2. "STV is used in two small countries. Incorrect." STV is used in at least seven countries, including some rather large ones like Australia, India and the US. Without the qualifier of "at the national level in the lower house", their statement is false. The correct statement is "STV is used in about 100 jurisdictions at the national and subnational level in seven countries around the world."
3. "STV will decrease women's representation." Incorrect. Scholarly opinion is that STV gives women the opening they need to win greater representation. In particular, the Australian experience shows that when women run in both STV and single member elections held on the same day with the same levels of partisan support, women do 50% better with STV.

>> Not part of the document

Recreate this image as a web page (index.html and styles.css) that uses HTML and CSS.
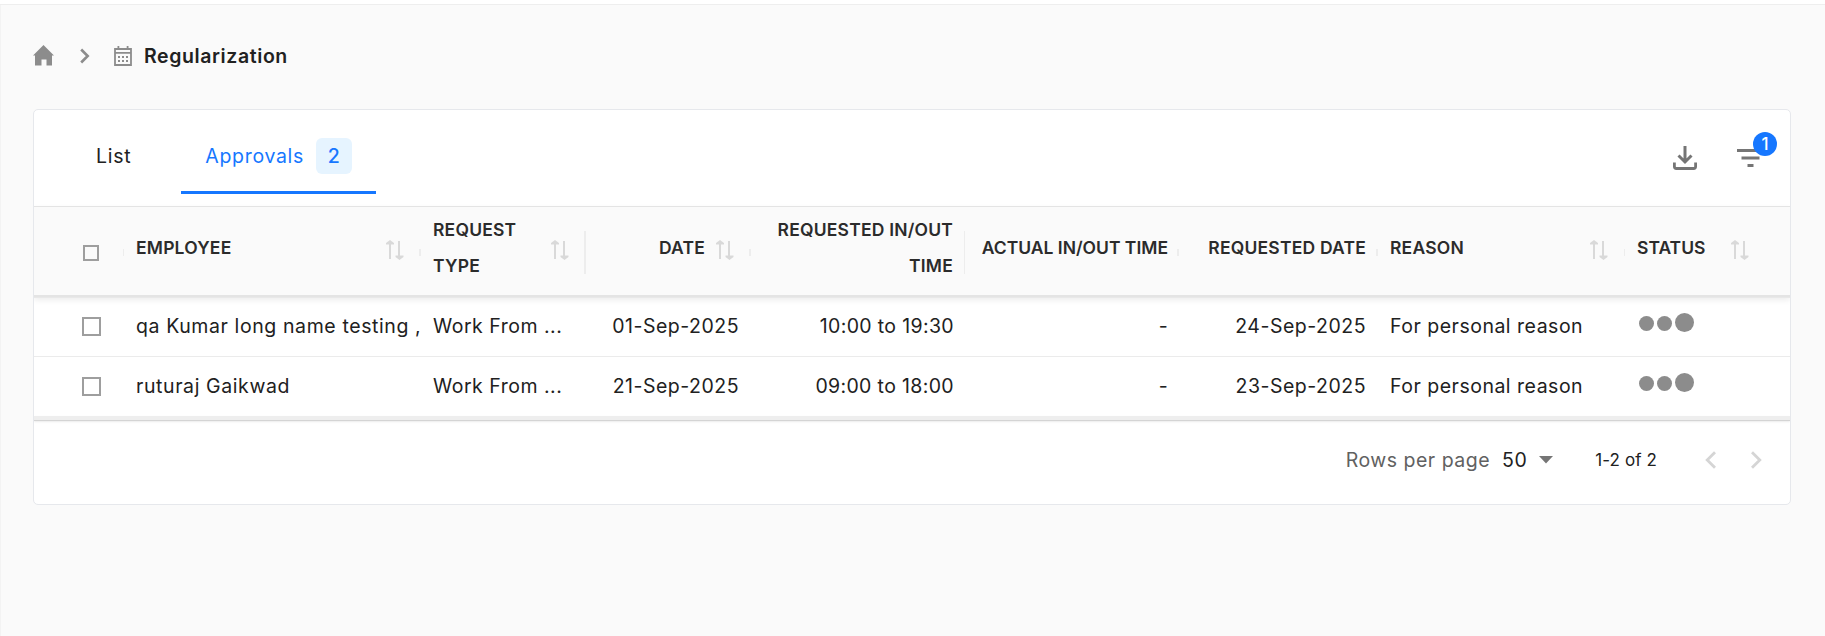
FILE: index.html
```html
<!DOCTYPE html>
<html lang="en">
<head>
    <meta charset="UTF-8">
    <meta name="viewport" content="width=device-width, initial-scale=1.0">
    <title>Regularization</title>
    <link rel="stylesheet" href="styles.css">
</head>
<body>
    <header class="topbar"></header>

    <main class="page">
        <nav class="breadcrumb">
            <svg class="home-icon" width="22" height="21" viewBox="0 0 22 21"><path d="M10.5 0 L21 10.5 H19 V20.5 H13.5 V14.5 H8.5 V20.5 H2 V10.5 H0 Z" fill="#8c8c8c"/></svg>
            <svg class="crumb-arrow" width="10" height="16" viewBox="0 0 10 16"><path d="M1.2 1.5 L7.7 8 L1.2 14.5" fill="none" stroke="#8c8c8c" stroke-width="2.6"/></svg>
            <svg class="calendar-icon" width="18" height="20" viewBox="0 0 18 20">
                <path d="M1 3 H17 V19 H1 Z M1 6.8 H17 M4.4 0 V3 M13.6 0 V3" fill="none" stroke="#8c8c8c" stroke-width="1.8"/>
                <path d="M4 10 h2 v2 h-2z M8 10 h2 v2 h-2z M12 10 h2 v2 h-2z M4 14 h2 v2 h-2z M8 14 h2 v2 h-2z M12 14 h2 v2 h-2z" fill="#8c8c8c"/>
            </svg>
            <span class="crumb-title">Regularization</span>
        </nav>

        <section class="card">
            <div class="toolbar">
                <div class="tabs">
                    <a class="tab">List</a>
                    <a class="tab active">Approvals <span class="tab-count">2</span></a>
                </div>
                <div class="actions">
                    <svg class="download-icon" width="24" height="24" viewBox="0 0 24 24">
                        <path d="M12 0 V15.5 M5.5 9.5 L12 16 L18.5 9.5" fill="none" stroke="#757575" stroke-width="3"/>
                        <path d="M1.4 16.5 V20.5 Q1.4 22.5 3.4 22.5 H20.6 Q22.6 22.5 22.6 20.5 V16.5" fill="none" stroke="#757575" stroke-width="2.8"/>
                    </svg>
                    <div class="filter">
                        <svg width="27" height="18" viewBox="0 0 27 18"><path d="M0 0 H27 V3 H0 Z M4.5 7.5 H22.5 V10.5 H4.5 Z M10.5 15 H16.5 V18 H10.5 Z" fill="#757575"/></svg>
                        <span class="badge">1</span>
                    </div>
                </div>
            </div>

            <div class="row head">
                <div class="cell check"><span class="box small"></span></div>
                <div class="cell"><span>EMPLOYEE</span><svg class="sort" width="18" height="20"><use href="#sort"/></svg></div>
                <div class="cell tall"><span>REQUEST<br>TYPE</span><svg class="sort" width="18" height="20"><use href="#sort"/></svg></div>
                <div class="cell right"><span>DATE</span><svg class="sort" width="18" height="20"><use href="#sort"/></svg></div>
                <div class="cell right tall thin"><span>REQUESTED IN/OUT<br>TIME</span></div>
                <div class="cell right tight"><span>ACTUAL IN/OUT TIME</span></div>
                <div class="cell right"><span>REQUESTED DATE</span></div>
                <div class="cell thin"><span>REASON</span><svg class="sort" width="18" height="20"><use href="#sort"/></svg></div>
                <div class="cell last tight"><span>STATUS</span><svg class="sort" width="18" height="20"><use href="#sort"/></svg></div>
            </div>

            <div class="row">
                <div class="cell check"><span class="box"></span></div>
                <div class="cell name"><span>qa Kumar long name testing ,</span></div>
                <div class="cell"><span>Work From ...</span></div>
                <div class="cell right"><span>01-Sep-2025</span></div>
                <div class="cell right time"><span>10:00 to 19:30</span></div>
                <div class="cell right time"><span>-</span></div>
                <div class="cell right"><span>24-Sep-2025</span></div>
                <div class="cell"><span>For personal reason</span></div>
                <div class="cell status"><i class="dot"></i><i class="dot"></i><i class="dot big"></i></div>
            </div>
            <div class="row">
                <div class="cell check"><span class="box"></span></div>
                <div class="cell name"><span>ruturaj Gaikwad</span></div>
                <div class="cell"><span>Work From ...</span></div>
                <div class="cell right"><span>21-Sep-2025</span></div>
                <div class="cell right time"><span>09:00 to 18:00</span></div>
                <div class="cell right time"><span>-</span></div>
                <div class="cell right"><span>23-Sep-2025</span></div>
                <div class="cell"><span>For personal reason</span></div>
                <div class="cell status"><i class="dot"></i><i class="dot"></i><i class="dot big"></i></div>
            </div>

            <div class="divider"></div>
            <div class="pager">
                <span class="pager-label">Rows per page</span>
                <span class="pager-size">50</span>
                <svg class="caret" width="14" height="8"><path d="M0 0 H14 L7 7.5 Z" fill="#757575"/></svg>
                <span class="pager-range">1-2 of 2</span>
                <svg class="prev" width="12" height="18"><path d="M10 1.2 L2.2 9 L10 16.8" fill="none" stroke="#d5d5d5" stroke-width="2.8"/></svg>
                <svg class="next" width="12" height="18"><path d="M2 1.2 L9.8 9 L2 16.8" fill="none" stroke="#d5d5d5" stroke-width="2.8"/></svg>
            </div>
        </section>
    </main>

    <svg class="defs">
        <symbol id="sort" viewBox="0 0 18 20"><path d="M3 19 V4.5 H0 V3 L4 0 L8 3 V4.5 H5 V19 Z M12 1 V15.5 H9.5 V17 L13.5 20 L17.5 17 V15.5 H14 V1 Z" fill="#d9d9d9"/></symbol>
    </svg>
</body>
</html>
```
FILE: styles.css
```css
* {
    box-sizing: border-box;
}
body {
    margin: 0;
    background-color: #fafafa;
    color: #212121;
    font-family: Inter, 'Liberation Sans', sans-serif;
    font-size: 19.5px;
    letter-spacing: 0.5px;
}
svg {
    display: block;
    flex: none;
}
.defs {
    display: none;
}
.topbar {
    height: 5px;
    background: white;
    border-bottom: 1px solid #eeeeee;
}
.page {
    min-height: 631px;
    padding: 35px 34px 0 32px;
    border-left: 1px solid #f3f3f3;
}
.breadcrumb {
    display: flex;
    align-items: center;
    height: 32px;
}
.home-icon {
    margin-top: -1px;
}
.crumb-arrow {
    margin-left: 25px;
}
.calendar-icon {
    margin-left: 24px;
}
.crumb-title {
    margin-left: 12px;
    font-weight: 600;
    letter-spacing: 0.6px;
}
.card {
    margin-top: 37px;
    height: 396px;
    background: white;
    border: 1px solid #e6e8ec;
    border-radius: 5px;
    overflow: hidden;
}

/* tabs */
.toolbar {
    display: flex;
    justify-content: space-between;
    height: 96px;
}
.tabs {
    display: flex;
    padding-left: 37px;
    letter-spacing: 0.7px;
}
.tab {
    display: flex;
    align-items: center;
    height: 84px;
    padding: 11px 24px 0 25px;
    border-bottom: 3px solid transparent;
}
.tab.active {
    margin-left: 26px;
    padding-left: 24px;
    color: #1677ff;
    border-bottom-color: #1677ff;
}
.tab-count {
    width: 36px;
    margin-left: 12px;
    line-height: 36px;
    text-align: center;
    font-weight: 500;
    background: #e6f4ff;
    border-radius: 6px;
}
.actions {
    display: flex;
    padding: 36px 26px 0 0;
    gap: 40px;
}
.filter {
    position: relative;
    padding-top: 3px;
}
.badge {
    position: absolute;
    top: -14px;
    left: 16px;
    width: 24px;
    line-height: 24px;
    border-radius: 12px;
    background: #1677ff;
    color: white;
    font-size: 17px;
    font-weight: 500;
    letter-spacing: 0;
    text-align: center;
}

/* table */
.row {
    display: grid;
    grid-template-columns: 90px 297px 165px 165px 214px 214px 199px 247px 165px;
    height: 60px;
    border-bottom: 1px solid #ebebeb;
}
.cell {
    position: relative;
    display: flex;
    align-items: center;
    padding: 0 12px 1px;
    white-space: nowrap;
}
.cell.name {
    padding-right: 0;
    overflow: hidden;
    letter-spacing: 0.6px;
}
.cell.right {
    justify-content: flex-end;
    text-align: right;
}
.cell.time {
    padding-right: 11px;
    letter-spacing: 0.35px;
}
.row.head {
    position: relative;
    z-index: 1;
    height: 91px;
    color: #2b2b2b;
    background: #fafafa;
    border-top: 1px solid #e4e4e4;
    border-bottom: 2px solid #e4e4e4;
    box-shadow: 0 1px 0 #e8e8e8, 0 3px 6px rgba(0, 0, 0, 0.08);
    font-size: 17.5px;
    font-weight: 600;
    line-height: 36px;
    letter-spacing: 0.2px;
}
.head .cell {
    padding-bottom: 6px;
}
.head .cell.tight {
    padding-right: 11px;
    letter-spacing: 0;
}
.head .cell::after {
    content: '';
    position: absolute;
    right: 0;
    top: 42px;
    width: 2px;
    height: 7px;
    background: #ededed;
}
.head .cell.tall::after {
    top: 24px;
    height: 43px;
}
.head .cell.thin::after,
.head .cell.check::after {
    width: 1px;
}
.head .cell.last::after {
    display: none;
}
.sort {
    margin: 3px 5px 0 auto;
}
.right .sort {
    margin-left: 11px;
}
.last .sort {
    margin-right: 30px;
}
.box {
    width: 19px;
    height: 19px;
    margin-left: 36px;
    border: 2px solid #9e9e9e;
    background: white;
}
.box.small {
    width: 16px;
    height: 16px;
    margin: 10px 0 0 37px;
    background: transparent;
}
.cell.status {
    gap: 3px;
    padding: 0 0 7px 14px;
}
.dot {
    width: 15px;
    height: 15px;
    border-radius: 50%;
    background: #8c8c8c;
}
.dot.big {
    width: 19px;
    height: 19px;
    margin-top: -2px;
}

/* pagination */
.divider {
    position: relative;
    height: 5px;
    margin-top: -1px;
    background: #eeeeee;
    border-bottom: 1px solid #d4d4d4;
    box-shadow: 0 1px 2px rgba(0, 0, 0, 0.08);
}
.pager {
    display: flex;
    align-items: center;
    justify-content: flex-end;
    height: 83px;
    padding: 0 28px 5px 0;
}
.pager-label {
    color: #616161;
}
.pager-size {
    margin: 0 12px 1px;
}
.pager-range {
    margin: 0 48px 0 42px;
    font-size: 17px;
    letter-spacing: 0.1px;
}
.next {
    margin-left: 33px;
}
```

In particular, Kaminsky (2007, ‘Electoral Systems and Women's Representation in Australia', Commonwealth & Comparative Politics, 45:2, 185–201) says: “This article tests the hypothesis that multi-member single transferable vote systems elect more women than single-member district systems by analysing the two houses of the Australian Parliament. The data regarding the number of female members of the Australian Parliament has been collected since the first woman was elected 61 years ago. The Senate, which utilises an STV voting system, has averaged more than two and a half times the percentage of women elected than the SMD House. The data confirms that multi-member district electoral systems using STV elect more women than single-member districts.” See also a longer discussion at http://www.straight.com/article-201581/single-transferable-vote-would-break-down-political-barriers-bc.
frenchy mcswede
3 years ago
Isn't bruce hallsor a noted consevative, and
a supporter of gary lunn? I am no fan of first past the post but have alaways deeply mistrusted stv, especially given gordon campbell's support for it. I have always maintained stv is highly tweakable, will lead to the party with the most money dominating, especially in rural ridings. I have always wondered why stv was so quickly seized on when there seems to be so many other better proportional systems. Was not arch conservative gordon gibson a primary architect in the choice of stv over more just proportional representation systems??